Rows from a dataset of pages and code
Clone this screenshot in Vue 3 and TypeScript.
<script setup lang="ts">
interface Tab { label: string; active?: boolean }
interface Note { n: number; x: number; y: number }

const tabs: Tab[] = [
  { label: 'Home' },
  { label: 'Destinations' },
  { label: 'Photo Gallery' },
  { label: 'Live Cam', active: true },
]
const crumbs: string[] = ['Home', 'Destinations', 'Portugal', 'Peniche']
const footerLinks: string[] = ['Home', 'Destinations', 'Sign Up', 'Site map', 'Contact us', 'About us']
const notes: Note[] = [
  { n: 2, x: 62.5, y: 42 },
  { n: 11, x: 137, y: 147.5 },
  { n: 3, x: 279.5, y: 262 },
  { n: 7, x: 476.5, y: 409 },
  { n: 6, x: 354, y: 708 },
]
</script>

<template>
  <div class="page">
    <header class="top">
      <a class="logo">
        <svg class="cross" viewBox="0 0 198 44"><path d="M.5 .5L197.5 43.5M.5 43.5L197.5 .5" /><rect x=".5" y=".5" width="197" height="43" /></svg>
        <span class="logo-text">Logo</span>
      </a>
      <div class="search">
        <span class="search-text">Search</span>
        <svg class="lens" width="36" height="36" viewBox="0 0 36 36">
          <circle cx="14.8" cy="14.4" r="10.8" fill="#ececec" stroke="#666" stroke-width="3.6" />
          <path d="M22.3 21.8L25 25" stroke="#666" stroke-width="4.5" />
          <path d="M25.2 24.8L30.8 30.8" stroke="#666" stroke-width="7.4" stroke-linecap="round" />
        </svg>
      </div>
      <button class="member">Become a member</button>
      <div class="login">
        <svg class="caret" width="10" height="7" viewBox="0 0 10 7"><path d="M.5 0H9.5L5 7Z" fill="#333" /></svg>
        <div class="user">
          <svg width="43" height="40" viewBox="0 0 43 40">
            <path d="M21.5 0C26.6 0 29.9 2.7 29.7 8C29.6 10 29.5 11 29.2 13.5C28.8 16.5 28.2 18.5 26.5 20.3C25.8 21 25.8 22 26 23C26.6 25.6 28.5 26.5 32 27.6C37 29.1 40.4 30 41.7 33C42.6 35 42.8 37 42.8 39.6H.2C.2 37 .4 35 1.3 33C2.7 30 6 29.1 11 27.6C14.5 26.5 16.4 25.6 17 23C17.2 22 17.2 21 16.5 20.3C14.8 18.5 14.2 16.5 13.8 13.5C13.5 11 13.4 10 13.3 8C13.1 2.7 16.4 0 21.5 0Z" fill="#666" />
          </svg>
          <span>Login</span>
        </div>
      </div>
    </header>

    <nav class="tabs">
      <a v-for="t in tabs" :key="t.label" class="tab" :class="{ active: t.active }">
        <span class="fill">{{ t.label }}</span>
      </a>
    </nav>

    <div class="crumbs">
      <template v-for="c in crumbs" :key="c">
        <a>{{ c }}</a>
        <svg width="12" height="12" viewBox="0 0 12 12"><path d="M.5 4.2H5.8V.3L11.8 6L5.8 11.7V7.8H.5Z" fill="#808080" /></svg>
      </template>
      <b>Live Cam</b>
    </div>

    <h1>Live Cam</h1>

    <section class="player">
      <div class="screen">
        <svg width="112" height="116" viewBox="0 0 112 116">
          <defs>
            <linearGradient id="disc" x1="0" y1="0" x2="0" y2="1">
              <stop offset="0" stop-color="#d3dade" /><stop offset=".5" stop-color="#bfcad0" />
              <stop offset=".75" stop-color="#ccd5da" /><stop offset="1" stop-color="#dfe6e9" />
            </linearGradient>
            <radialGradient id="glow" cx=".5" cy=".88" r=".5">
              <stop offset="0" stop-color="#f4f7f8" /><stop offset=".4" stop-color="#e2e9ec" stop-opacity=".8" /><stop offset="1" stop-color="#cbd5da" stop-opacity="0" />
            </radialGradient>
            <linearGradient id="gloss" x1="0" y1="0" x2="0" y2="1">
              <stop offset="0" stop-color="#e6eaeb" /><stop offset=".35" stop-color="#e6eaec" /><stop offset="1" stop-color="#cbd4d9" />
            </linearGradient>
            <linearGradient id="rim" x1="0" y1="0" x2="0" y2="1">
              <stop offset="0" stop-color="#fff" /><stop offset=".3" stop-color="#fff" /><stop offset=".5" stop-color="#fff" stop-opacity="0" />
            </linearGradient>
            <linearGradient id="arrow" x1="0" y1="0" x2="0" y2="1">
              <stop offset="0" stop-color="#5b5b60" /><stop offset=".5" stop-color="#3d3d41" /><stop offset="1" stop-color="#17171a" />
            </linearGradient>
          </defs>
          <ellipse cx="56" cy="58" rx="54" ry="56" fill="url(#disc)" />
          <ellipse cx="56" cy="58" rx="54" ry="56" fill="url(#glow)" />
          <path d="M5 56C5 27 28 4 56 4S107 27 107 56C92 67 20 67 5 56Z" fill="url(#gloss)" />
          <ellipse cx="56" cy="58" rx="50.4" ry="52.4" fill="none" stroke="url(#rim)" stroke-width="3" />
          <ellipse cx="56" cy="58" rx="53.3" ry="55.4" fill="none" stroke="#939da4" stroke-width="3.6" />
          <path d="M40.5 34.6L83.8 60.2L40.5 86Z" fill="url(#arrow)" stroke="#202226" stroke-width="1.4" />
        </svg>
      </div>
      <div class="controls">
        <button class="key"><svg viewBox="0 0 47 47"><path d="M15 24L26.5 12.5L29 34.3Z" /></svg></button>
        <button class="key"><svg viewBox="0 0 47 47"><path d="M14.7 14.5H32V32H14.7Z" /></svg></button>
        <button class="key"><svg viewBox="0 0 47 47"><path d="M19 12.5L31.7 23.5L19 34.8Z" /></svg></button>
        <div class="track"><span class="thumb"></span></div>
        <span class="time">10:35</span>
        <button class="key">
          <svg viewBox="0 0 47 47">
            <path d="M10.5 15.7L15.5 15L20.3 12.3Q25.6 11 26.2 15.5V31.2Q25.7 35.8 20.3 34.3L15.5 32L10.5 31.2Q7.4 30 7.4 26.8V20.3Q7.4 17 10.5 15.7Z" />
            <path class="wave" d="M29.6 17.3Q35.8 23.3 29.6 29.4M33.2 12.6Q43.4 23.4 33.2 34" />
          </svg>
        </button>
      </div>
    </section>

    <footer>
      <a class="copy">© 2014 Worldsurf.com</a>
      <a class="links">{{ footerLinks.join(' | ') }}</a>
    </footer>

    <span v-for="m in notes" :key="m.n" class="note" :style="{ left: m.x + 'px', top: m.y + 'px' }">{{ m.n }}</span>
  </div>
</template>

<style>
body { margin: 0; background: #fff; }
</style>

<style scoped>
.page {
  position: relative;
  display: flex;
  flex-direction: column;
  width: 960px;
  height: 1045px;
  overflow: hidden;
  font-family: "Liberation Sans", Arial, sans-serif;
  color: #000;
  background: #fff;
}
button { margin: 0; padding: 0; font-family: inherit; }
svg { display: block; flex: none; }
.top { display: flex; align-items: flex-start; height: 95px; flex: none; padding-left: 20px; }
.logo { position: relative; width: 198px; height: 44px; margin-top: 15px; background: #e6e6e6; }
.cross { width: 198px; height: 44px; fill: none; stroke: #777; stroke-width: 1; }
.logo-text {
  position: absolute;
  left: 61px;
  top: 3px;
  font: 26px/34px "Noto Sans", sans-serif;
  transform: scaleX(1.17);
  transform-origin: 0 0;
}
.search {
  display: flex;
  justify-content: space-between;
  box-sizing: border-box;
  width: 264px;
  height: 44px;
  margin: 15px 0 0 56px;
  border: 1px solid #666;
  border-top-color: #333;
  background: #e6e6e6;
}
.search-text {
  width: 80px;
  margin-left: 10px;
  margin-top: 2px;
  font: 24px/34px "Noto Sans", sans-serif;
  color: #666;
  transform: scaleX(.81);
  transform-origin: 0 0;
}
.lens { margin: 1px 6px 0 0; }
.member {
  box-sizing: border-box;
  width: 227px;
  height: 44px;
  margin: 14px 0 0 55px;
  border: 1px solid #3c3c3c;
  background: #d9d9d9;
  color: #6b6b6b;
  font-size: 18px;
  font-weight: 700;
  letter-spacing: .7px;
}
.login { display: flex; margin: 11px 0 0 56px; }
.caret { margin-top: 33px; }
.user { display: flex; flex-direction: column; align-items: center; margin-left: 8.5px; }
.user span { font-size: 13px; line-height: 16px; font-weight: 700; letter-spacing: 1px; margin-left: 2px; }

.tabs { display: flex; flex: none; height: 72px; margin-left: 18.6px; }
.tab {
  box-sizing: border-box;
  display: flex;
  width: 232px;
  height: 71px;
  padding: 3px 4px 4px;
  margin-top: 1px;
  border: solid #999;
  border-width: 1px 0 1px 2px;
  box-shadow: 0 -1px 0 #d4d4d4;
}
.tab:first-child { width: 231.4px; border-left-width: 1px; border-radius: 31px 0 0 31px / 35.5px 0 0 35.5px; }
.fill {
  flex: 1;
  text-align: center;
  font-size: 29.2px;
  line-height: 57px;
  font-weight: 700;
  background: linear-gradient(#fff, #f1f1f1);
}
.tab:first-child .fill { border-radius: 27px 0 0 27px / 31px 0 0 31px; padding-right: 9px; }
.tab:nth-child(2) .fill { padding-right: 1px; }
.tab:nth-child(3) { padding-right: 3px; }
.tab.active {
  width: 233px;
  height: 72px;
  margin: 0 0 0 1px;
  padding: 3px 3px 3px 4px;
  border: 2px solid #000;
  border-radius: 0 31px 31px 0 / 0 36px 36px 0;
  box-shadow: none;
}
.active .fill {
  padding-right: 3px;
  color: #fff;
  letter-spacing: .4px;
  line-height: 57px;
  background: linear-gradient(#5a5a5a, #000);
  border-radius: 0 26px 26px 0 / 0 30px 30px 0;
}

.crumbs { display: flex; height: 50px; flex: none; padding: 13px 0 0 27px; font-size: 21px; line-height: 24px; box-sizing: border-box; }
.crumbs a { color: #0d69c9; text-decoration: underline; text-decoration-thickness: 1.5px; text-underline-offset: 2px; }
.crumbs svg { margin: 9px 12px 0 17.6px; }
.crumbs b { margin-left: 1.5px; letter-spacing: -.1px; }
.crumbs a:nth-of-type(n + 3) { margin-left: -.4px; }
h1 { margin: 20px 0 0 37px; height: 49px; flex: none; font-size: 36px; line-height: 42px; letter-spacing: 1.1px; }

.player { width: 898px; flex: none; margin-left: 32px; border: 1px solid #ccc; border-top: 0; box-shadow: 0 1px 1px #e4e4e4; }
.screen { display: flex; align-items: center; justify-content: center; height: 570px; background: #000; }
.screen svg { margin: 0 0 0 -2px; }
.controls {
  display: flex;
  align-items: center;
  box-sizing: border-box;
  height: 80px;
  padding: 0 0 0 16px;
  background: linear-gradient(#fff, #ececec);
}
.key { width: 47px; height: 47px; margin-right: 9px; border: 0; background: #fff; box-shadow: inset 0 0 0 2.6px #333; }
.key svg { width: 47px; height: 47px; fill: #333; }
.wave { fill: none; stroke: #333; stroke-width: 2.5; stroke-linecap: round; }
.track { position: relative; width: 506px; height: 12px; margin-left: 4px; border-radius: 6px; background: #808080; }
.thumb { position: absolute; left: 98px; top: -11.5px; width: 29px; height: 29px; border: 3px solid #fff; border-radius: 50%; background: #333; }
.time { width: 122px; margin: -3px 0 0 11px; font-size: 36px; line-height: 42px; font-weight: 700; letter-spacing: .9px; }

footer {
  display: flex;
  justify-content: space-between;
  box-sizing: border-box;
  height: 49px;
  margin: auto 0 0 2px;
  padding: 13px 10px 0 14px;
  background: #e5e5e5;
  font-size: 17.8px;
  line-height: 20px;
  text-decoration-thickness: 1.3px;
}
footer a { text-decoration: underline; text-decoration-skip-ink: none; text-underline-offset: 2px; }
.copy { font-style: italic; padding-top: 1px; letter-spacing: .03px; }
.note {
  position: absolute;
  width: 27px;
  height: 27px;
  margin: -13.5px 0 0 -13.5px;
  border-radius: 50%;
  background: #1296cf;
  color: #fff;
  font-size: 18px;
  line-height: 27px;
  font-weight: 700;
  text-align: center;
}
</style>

* * *

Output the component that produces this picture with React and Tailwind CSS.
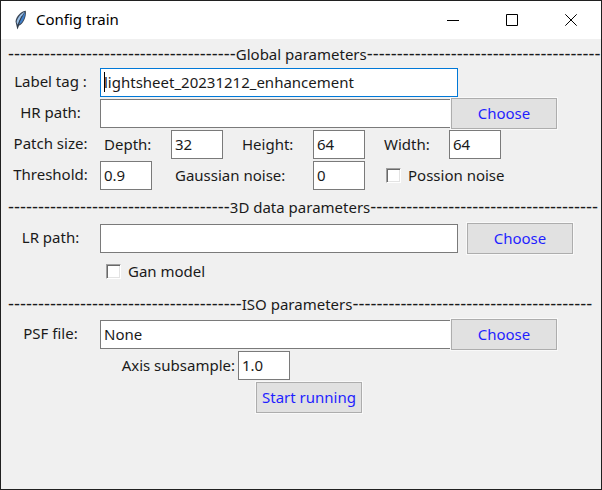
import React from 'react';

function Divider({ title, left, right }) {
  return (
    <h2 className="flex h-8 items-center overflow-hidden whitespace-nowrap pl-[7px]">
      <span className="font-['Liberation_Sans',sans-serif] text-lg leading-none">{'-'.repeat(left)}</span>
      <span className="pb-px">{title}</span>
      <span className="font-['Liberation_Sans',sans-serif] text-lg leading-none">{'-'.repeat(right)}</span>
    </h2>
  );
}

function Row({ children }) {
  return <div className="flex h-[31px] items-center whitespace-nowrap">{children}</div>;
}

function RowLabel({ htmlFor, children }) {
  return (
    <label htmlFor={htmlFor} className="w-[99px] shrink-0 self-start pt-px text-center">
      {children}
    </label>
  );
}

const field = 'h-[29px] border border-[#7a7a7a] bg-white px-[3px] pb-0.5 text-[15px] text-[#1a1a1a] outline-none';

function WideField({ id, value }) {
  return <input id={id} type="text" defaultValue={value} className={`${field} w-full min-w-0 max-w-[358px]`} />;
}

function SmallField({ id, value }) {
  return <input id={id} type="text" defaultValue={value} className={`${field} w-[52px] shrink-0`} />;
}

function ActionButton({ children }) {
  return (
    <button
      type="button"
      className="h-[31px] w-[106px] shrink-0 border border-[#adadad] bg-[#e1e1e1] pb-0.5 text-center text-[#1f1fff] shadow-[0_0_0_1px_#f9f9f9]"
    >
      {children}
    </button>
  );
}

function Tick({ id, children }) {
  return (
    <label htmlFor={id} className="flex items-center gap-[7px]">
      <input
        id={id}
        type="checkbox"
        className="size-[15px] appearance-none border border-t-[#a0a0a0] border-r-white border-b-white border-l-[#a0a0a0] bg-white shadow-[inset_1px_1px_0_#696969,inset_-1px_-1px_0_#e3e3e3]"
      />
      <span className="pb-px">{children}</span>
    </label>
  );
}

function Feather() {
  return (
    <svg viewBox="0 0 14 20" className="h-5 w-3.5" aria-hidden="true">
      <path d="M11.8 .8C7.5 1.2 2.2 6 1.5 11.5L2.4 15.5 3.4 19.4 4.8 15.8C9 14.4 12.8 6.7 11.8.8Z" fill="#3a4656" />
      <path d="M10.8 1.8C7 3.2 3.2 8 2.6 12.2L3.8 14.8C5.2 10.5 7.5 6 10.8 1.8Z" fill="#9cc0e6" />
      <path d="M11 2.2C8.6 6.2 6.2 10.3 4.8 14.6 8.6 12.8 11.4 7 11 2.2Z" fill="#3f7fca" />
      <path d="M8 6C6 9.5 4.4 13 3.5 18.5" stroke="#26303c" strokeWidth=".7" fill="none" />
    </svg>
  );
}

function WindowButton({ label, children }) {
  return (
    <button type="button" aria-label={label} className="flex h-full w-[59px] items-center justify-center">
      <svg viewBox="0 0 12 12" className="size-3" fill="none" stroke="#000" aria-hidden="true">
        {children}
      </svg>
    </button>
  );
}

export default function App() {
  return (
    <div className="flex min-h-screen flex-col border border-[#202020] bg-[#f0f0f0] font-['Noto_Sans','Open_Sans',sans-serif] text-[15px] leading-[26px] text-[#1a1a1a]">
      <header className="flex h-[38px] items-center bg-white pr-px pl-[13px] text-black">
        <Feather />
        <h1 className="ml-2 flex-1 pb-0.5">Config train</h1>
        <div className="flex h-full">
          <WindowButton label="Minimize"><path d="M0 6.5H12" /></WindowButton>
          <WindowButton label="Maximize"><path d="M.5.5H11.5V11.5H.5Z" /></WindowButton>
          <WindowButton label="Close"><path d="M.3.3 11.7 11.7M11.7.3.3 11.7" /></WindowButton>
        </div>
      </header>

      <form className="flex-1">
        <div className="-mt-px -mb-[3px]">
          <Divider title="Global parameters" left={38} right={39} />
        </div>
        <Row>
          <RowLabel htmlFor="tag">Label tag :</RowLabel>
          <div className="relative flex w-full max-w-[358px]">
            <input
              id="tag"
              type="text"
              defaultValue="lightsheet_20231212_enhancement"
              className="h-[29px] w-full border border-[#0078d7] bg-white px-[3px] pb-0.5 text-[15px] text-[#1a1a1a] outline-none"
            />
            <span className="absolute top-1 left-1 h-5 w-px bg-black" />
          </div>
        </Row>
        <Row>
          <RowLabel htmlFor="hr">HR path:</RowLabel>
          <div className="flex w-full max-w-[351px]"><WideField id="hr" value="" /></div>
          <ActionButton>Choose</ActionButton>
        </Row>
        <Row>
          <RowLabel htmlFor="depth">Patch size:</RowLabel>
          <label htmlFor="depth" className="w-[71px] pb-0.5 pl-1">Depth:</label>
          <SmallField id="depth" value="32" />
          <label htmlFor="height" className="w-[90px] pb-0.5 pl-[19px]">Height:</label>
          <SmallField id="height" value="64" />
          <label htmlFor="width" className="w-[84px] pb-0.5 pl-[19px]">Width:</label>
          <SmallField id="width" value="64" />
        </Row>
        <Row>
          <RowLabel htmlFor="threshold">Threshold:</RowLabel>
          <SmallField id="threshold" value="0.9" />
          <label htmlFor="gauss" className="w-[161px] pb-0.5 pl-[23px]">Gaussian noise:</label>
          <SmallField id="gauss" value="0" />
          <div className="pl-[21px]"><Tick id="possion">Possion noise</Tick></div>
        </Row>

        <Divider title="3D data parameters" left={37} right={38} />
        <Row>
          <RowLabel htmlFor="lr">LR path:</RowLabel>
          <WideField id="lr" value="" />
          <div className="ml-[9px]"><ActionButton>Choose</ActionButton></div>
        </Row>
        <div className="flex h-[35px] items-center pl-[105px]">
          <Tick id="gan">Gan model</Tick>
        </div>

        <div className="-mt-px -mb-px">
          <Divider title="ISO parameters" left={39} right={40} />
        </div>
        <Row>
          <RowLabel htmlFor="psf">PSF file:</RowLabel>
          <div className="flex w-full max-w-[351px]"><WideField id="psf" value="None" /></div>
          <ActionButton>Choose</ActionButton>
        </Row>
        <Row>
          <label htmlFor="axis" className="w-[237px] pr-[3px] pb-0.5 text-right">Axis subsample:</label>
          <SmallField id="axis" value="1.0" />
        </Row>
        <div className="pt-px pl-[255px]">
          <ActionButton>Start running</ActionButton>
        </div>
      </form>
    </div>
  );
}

◆ **Exercise prompt**
Starting with the line that contains "Clone this screenshot", repeat each line exactly, and stop once the line that contains "number; x: number;" has been repeated.

◆ **Answer to the task**
Clone this screenshot in Vue 3 and TypeScript.
<script setup lang="ts">
interface Tab { label: string; active?: boolean }
interface Note { n: number; x: number; y: number }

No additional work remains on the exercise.